### EXERCISE INSTRUCTIONS
Show all lines that include the string "this"; copy each one.

### RECORDS SHOWN
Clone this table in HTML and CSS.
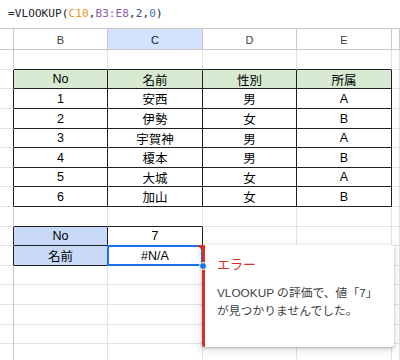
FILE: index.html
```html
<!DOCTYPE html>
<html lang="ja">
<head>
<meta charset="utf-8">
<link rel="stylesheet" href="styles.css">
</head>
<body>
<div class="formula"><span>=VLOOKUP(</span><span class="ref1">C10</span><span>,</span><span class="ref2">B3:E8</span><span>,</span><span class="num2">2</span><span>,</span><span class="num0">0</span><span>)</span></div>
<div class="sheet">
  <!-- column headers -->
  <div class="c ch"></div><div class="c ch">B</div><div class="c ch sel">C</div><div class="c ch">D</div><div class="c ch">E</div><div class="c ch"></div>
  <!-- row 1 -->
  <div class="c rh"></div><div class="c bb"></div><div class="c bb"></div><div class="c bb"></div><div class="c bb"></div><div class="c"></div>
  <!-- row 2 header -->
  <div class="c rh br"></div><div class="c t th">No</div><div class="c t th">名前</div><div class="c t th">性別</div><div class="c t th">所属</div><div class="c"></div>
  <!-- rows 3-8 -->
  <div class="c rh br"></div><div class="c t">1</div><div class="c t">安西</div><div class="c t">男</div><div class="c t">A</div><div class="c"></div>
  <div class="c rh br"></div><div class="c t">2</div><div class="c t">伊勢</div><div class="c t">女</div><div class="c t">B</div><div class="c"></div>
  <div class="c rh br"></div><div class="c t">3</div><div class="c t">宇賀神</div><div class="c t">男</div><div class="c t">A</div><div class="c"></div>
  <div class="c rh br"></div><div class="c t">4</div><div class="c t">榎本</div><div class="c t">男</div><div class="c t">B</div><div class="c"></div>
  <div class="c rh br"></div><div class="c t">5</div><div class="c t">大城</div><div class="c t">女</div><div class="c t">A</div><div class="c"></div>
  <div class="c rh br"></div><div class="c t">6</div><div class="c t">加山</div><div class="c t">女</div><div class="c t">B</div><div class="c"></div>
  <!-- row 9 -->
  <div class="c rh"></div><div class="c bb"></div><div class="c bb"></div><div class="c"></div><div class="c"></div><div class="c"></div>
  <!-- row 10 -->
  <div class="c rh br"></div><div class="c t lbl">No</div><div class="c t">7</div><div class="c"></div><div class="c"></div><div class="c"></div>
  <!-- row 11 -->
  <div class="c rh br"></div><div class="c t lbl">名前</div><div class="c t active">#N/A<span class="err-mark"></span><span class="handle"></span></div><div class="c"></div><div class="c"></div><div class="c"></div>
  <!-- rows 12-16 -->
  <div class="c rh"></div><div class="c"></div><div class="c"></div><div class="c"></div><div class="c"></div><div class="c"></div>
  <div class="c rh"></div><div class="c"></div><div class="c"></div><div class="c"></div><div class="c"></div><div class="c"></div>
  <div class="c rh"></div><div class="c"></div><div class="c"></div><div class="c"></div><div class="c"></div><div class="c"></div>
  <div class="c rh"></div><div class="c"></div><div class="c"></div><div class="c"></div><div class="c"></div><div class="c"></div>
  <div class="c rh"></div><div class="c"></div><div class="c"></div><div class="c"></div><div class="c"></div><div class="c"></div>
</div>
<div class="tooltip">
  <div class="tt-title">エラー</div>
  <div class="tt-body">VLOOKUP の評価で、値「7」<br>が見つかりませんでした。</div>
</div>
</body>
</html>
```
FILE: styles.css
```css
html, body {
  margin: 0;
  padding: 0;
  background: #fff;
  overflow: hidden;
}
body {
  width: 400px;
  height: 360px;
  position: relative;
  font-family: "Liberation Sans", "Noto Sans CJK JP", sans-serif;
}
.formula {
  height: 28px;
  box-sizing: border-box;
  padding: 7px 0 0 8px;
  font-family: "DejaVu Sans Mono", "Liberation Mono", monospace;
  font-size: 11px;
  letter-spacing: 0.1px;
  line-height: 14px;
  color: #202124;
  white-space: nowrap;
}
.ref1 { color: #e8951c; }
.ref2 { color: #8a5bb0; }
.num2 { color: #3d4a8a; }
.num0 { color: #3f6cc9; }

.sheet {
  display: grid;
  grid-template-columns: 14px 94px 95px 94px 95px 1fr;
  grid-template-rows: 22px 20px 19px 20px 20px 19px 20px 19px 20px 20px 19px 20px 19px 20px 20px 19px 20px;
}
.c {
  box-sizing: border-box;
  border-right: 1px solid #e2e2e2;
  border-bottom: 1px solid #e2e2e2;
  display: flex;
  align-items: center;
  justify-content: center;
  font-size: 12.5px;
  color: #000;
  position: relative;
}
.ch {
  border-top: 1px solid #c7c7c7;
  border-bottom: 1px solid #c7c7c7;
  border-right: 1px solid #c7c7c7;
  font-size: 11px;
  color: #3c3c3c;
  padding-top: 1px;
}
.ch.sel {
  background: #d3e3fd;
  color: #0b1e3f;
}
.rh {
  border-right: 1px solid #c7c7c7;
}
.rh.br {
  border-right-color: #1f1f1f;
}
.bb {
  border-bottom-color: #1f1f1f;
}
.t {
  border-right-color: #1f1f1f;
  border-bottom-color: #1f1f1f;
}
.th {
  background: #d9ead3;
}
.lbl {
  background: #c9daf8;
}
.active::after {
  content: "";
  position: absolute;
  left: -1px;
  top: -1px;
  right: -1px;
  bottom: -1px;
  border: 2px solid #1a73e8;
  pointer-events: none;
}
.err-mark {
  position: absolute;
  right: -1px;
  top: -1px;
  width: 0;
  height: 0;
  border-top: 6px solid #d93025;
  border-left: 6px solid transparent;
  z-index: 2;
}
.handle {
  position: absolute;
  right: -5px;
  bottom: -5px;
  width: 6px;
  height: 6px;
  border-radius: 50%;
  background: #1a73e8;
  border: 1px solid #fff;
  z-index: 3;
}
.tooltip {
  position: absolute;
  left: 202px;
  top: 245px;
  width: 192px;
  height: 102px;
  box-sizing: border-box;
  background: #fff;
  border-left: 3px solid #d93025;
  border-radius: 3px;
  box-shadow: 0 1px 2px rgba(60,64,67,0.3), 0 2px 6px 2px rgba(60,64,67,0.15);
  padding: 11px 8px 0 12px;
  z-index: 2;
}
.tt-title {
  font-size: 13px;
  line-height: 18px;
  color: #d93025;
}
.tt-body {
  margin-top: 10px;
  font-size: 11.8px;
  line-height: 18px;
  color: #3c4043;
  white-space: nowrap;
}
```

---

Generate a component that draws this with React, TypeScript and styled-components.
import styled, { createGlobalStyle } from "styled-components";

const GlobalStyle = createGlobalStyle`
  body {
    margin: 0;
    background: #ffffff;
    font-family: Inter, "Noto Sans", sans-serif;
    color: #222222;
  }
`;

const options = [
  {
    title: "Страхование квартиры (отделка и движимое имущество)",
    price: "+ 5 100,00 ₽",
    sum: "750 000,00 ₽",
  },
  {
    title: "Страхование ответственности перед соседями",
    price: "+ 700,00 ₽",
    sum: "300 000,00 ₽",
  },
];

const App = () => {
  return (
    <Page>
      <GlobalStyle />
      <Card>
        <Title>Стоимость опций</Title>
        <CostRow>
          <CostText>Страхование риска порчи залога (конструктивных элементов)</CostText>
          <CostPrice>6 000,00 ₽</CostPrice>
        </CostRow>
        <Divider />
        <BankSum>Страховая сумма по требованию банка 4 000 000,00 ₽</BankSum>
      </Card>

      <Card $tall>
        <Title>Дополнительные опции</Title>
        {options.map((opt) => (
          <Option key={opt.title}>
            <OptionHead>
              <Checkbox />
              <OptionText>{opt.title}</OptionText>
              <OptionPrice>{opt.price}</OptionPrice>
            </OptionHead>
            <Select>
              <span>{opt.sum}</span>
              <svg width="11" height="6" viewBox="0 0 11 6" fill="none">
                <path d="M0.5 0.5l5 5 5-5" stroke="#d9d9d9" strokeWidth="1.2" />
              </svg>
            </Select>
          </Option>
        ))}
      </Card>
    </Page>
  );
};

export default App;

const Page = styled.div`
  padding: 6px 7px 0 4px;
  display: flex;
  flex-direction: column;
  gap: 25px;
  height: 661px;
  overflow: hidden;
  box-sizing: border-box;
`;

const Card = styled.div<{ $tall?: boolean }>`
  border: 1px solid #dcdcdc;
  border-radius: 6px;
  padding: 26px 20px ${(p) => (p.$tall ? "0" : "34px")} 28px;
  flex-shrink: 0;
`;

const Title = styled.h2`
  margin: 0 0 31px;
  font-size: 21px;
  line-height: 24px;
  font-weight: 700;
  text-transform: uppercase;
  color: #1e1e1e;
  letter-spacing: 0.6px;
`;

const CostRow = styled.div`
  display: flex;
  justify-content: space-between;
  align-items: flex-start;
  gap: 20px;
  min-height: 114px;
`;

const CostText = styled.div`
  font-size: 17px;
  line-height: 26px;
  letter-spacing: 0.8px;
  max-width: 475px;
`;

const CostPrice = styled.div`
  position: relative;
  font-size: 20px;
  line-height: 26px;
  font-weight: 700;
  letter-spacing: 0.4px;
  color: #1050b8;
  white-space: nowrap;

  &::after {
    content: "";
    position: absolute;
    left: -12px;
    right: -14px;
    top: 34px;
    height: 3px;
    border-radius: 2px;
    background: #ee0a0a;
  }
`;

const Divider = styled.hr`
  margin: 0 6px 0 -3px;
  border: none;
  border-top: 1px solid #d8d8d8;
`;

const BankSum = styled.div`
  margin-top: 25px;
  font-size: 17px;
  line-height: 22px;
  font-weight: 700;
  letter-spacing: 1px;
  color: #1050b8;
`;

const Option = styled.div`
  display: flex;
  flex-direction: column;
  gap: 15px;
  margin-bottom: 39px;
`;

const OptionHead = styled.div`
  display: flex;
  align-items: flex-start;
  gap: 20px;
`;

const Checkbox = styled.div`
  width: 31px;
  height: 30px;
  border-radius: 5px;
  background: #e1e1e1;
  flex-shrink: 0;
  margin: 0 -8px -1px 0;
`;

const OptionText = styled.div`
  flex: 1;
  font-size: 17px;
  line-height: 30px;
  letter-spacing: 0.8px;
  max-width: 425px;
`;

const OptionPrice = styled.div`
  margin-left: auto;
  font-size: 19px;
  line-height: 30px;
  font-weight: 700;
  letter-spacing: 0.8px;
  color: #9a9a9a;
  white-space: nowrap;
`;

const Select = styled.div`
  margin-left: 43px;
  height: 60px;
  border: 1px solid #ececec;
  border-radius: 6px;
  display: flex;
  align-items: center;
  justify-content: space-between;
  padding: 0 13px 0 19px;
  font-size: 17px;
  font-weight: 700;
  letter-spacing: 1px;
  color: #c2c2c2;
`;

### FINISHED EXERCISE
Clone this table in HTML and CSS.
Generate a component that draws this with React, TypeScript and styled-components.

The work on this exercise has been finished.